In the first half of the 20th century, Motilón Indians, who inhabited the westernmost state of Zulia in Venezuela, fiercely resisted outside encroachment. Motilones, which included several indigenous groups inhabiting the area of Perijá and the Colon District within the Maracaibo Basin, confronted a diverse group of outsiders, including oil prospectors and Capuchin missionaries. State policy towards the Motilones was contradictory and inconsistent. On the one hand, the authorities welcomed oil investment and allowed missionary efforts to proceed. Venezuelan leaders saw the government as a harbinger of civilization, bringing prosperity and other material benefits to backward indigenous peoples. In this sense, they echoed calls by oil companies and missionaries, intent upon opening up Motilón areas to increased settlement. However, though Venezuelan politicians were certainly racist and never questioned the centrality of the civilizing narrative or of reducing the Indians to settled life, political leaders expressed concern regarding abuses of indigenous peoples. In addition, the state was wary about conceding excessive autonomy to missionaries and oil companies. From a political and economic standpoint, Zulia was an important region in Venezuela, with a long history of secessionist sentiment.
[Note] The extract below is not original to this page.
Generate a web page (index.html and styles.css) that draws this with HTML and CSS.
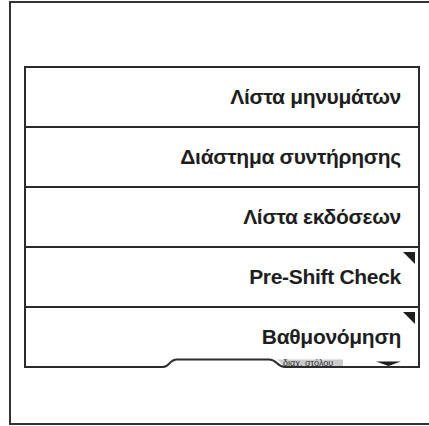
FILE: index.html
```html
<!DOCTYPE html>
<html lang="el">
<head>
  <meta charset="UTF-8" />
  <meta name="viewport" content="width=device-width, initial-scale=1" />
  <title>Μενού</title>
  <link rel="stylesheet" href="styles.css">
</head>
<body>
  <div class="frame">
    <div class="menu">
      <div class="menu-item">Λίστα μηνυμάτων</div>
      <div class="menu-item">Διάστημα συντήρησης</div>
      <div class="menu-item">Λίστα εκδόσεων</div>
      <div class="menu-item has-sub">Pre-Shift Check</div>
      <div class="menu-item has-sub last">
        Βαθμονόμηση
        <!-- bottom edge with the tab notch -->
        <svg class="menu-edge" width="392" height="10" viewBox="0 0 392 10">
          <path d="M250 1.5 C255 1.5 255 9 262 9 H317 V1.5 Z" fill="#cbcbcb" />
          <path d="M0 9 H137 C144 9 143 1.5 151 1.5 H243 C251 1.5 251 9 259 9 H392"
                fill="none" stroke="#2b2b2b" stroke-width="2" />
          <polygon points="350,3.5 375,3.5 362.5,8" fill="#1e1e1e" />
        </svg>
        <span class="fleet-label">διαχ. στόλου</span>
      </div>
    </div>
  </div>
</body>
</html>
```

FILE: styles.css
```css
body {
  margin: 0;
  background: #fff;
  font-family: "Liberation Sans", Arial, sans-serif;
  overflow: hidden;
}
.frame {
  margin: 1px 0 0 9px;
  width: 418px;
  height: 420px;
  border: 2px solid #333;
  border-right: none;
  overflow: hidden;
}
.menu {
  margin: 63px 0 0 13px;
  width: 392px;
  border: 2px solid #2b2b2b;
  border-bottom: none;
}
.menu-item {
  position: relative;
  height: 58px;
  display: flex;
  align-items: center;
  justify-content: flex-end;
  padding-right: 17px;
  border-bottom: 2px solid #2b2b2b;
  font-size: 21px;
  font-weight: bold;
  letter-spacing: -0.3px;
  color: #1e1e1e;
}
.menu-item.last {
  height: 60px;
  border-bottom: none;
  padding-bottom: 2px;
  box-sizing: border-box;
}
.has-sub::after {
  content: "";
  position: absolute;
  top: 4px;
  right: 3px;
  border-top: 12px solid #1e1e1e;
  border-left: 12px solid transparent;
}
.menu-edge {
  position: absolute;
  left: 0;
  bottom: 0;
  display: block;
}
.fleet-label {
  position: absolute;
  left: 257px;
  bottom: 1px;
  font-size: 9px;
  font-weight: normal;
  letter-spacing: 0;
  line-height: 8px;
  color: #333;
}
```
Venezuelan regimes, whether military or democratic, attempted to assert political control over missionary and oil company activity in Indian areas, while alerting them that the government was a player in remote jungle areas.
Copyright © 2012-2013 Estudios Interdisciplinarios de América Latina y el Caribe.
Editores: Ori Preuss; Nahuel Ribke
Instituto Sverdlin de Historia y Cultura de América Latina, Escuela de Historia
Universidad de Tel Aviv, Ramat Aviv,
P.O.B. 39040 (69978), Israel.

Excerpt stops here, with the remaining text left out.